The Alexander Technique is meant to be applied. Dependent on your stage of learning (and life circumstances) you can speed up your development with Alexander Technique 'deliberate practice'. You can think of this like the difference between practicing your instrument (deliberate practice) for the show, and actually performing the show (application).
Now you could just practice in your basement and never play a show, but then you'd never develop your ability to handle and enjoy interaction with other people and environments. On the other hand, you could play a whole bunch of shows and never practice but you simply might not give yourself enough clarity to improve on the mistakes you keep making. Thus, you ingrain bad habits and slow your progress.
What your balance should be between deliberate practice and application is something you have to determine for yourself on an ongoing basis. Typically, more deliberate practice is helpful when you get started or need to re-fresh, then application can take over. The key is to not completely either one for too long.

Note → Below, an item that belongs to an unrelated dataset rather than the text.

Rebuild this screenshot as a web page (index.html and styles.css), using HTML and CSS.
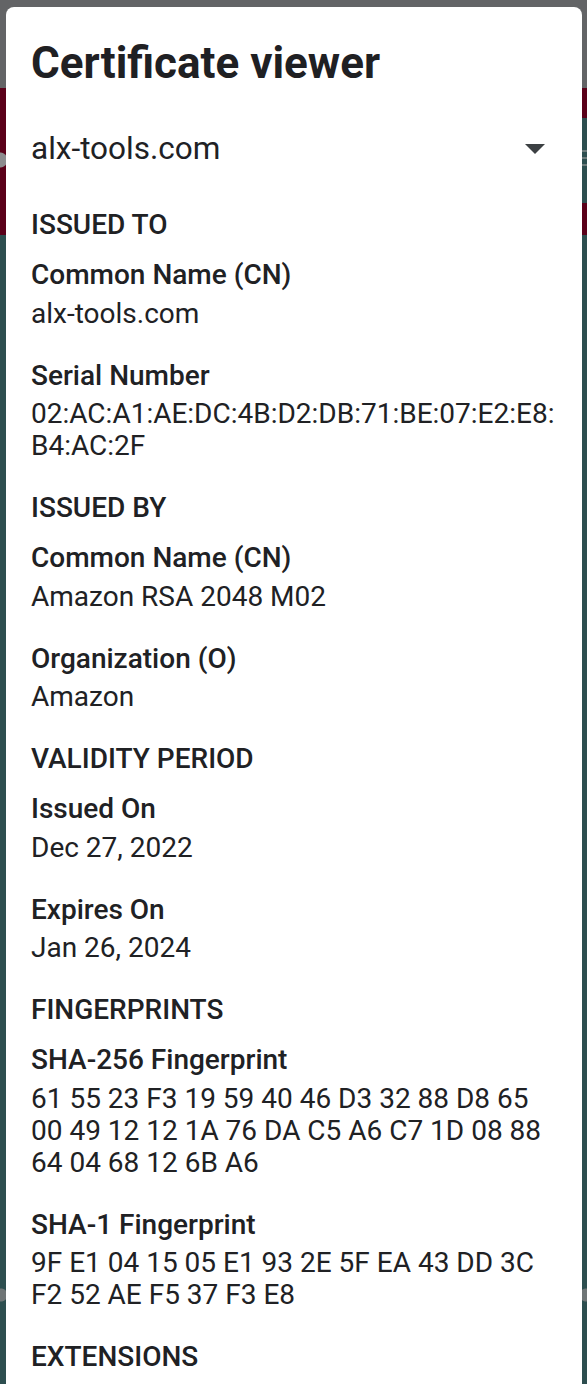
FILE: index.html
```html
<!DOCTYPE html>
<html lang="en">
<head>
<meta charset="utf-8">
<title>Certificate viewer</title>
<link rel="stylesheet" href="styles.css">
</head>
<body>
<div class="screen">
  <div class="dialog">
    <h1 class="title">Certificate viewer</h1>
    <div class="picker">
      <span class="picker-text">alx-tools.com</span>
      <svg class="picker-arrow" width="20" height="10" viewBox="0 0 20 10" aria-hidden="true"><path d="M0 0H20L10 10Z"/></svg>
    </div>

    <section class="group">
      <h2 class="group-title">ISSUED TO</h2>
      <div class="field">
        <div class="label">Common Name (CN)</div>
        <div class="value">alx-tools.com</div>
      </div>
      <div class="field">
        <div class="label">Serial Number</div>
        <div class="value">02:AC:A1:AE:DC:4B:D2:DB:71:BE:07:E2:E8:<br>B4:AC:2F</div>
      </div>
    </section>

    <section class="group">
      <h2 class="group-title">ISSUED BY</h2>
      <div class="field">
        <div class="label">Common Name (CN)</div>
        <div class="value">Amazon RSA 2048 M02</div>
      </div>
      <div class="field">
        <div class="label">Organization (O)</div>
        <div class="value">Amazon</div>
      </div>
    </section>

    <section class="group">
      <h2 class="group-title">VALIDITY PERIOD</h2>
      <div class="field">
        <div class="label">Issued On</div>
        <div class="value">Dec 27, 2022</div>
      </div>
      <div class="field">
        <div class="label">Expires On</div>
        <div class="value">Jan 26, 2024</div>
      </div>
    </section>

    <section class="group">
      <h2 class="group-title">FINGERPRINTS</h2>
      <div class="field">
        <div class="label">SHA-256 Fingerprint</div>
        <div class="value">61 55 23 F3 19 59 40 46 D3 32 88 D8 65 00 49 12 12 1A 76 DA C5 A6 C7 1D 08 88 64 04 68 12 6B A6</div>
      </div>
      <div class="field">
        <div class="label">SHA-1 Fingerprint</div>
        <div class="value">9F E1 04 15 05 E1 93 2E 5F EA 43 DD 3C F2 52 AE F5 37 F3 E8</div>
      </div>
    </section>

    <section class="group">
      <h2 class="group-title">EXTENSIONS</h2>
    </section>
  </div>
</div>
</body>
</html>
```

FILE: styles.css
```css
* { box-sizing: border-box; }

html, body {
  margin: 0;
  padding: 0;
}

body {
  font-family: Roboto, "Noto Sans", "Liberation Sans", sans-serif;
  color: #202124;
}

.screen {
  height: 1384px;
  overflow: hidden;
  display: flex;
  flex-direction: column;
  padding: 7px 5px 0 6px;
  background:
    radial-gradient(circle at 0px 160px, #8d8d8f 0 7px, transparent 8px),
    radial-gradient(circle at 1px 1295px, #6f7576 0 6px, transparent 7px),
    radial-gradient(circle at 586px 1295px, #6f7576 0 6px, transparent 7px),
    linear-gradient(to bottom, transparent 0 150px, #6d7b7b 150px 152px, transparent 152px 157px, #6d7b7b 157px 159px, transparent 159px 164px, #6d7b7b 164px 166px, transparent 166px) right top / 5px 100% no-repeat,
    linear-gradient(to bottom, #636466 0 88px, #5a0019 88px 118px, #2d4e4f 118px 203px, #5a0019 203px 235px, #2d4e4f 235px) right top / 5px 100% no-repeat,
    linear-gradient(to bottom, #636466 0 88px, #5a0019 88px 235px, #2d4e4f 235px);
}

.dialog {
  flex: 1;
  background: #ffffff;
  border-radius: 8px 8px 0 0;
  padding: 32px 24px 0 25px;
}

.title {
  margin: 0;
  font-size: 44px;
  line-height: 48px;
  font-weight: 700;
  color: #1f2023;
}

.picker {
  display: flex;
  align-items: center;
  justify-content: space-between;
  height: 60px;
  margin-top: 32px;
  margin-bottom: 1px;
  padding-right: 13px;
}

.picker-text {
  font-size: 31.5px;
  line-height: 36px;
}

.picker-arrow {
  fill: #3c4043;
  display: block;
}

.group {
  margin-top: 30px;
}

.group-title {
  margin: 0;
  font-size: 28px;
  line-height: 32px;
  font-weight: 500;
}

.field {
  margin-top: 18px;
}

.field + .field {
  margin-top: 30px;
}

.label {
  font-size: 28px;
  line-height: 32px;
  font-weight: 500;
}

.value {
  margin-top: 6.5px;
  font-size: 28px;
  line-height: 32px;
  font-weight: 400;
}
```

My balance this morning is at about 5% deliberate practice and 95% application. These days when I'm really 'On and UP' it's probably more around 10-15% deliberate practice and 85-90% in application; I shift my balance this way so that when I teach i'm definitely 'On and UP' when I work with my students.
When I've gone through big learning jumps (especially in the beginning) I was likely closer to 40-50% deliberate practice and 40-50% application; and usually I took deliberate practice too far. This was part of my learning process. But this isn’t about me, it’s about you and your process.
So what's your balance between deliberate practice and application?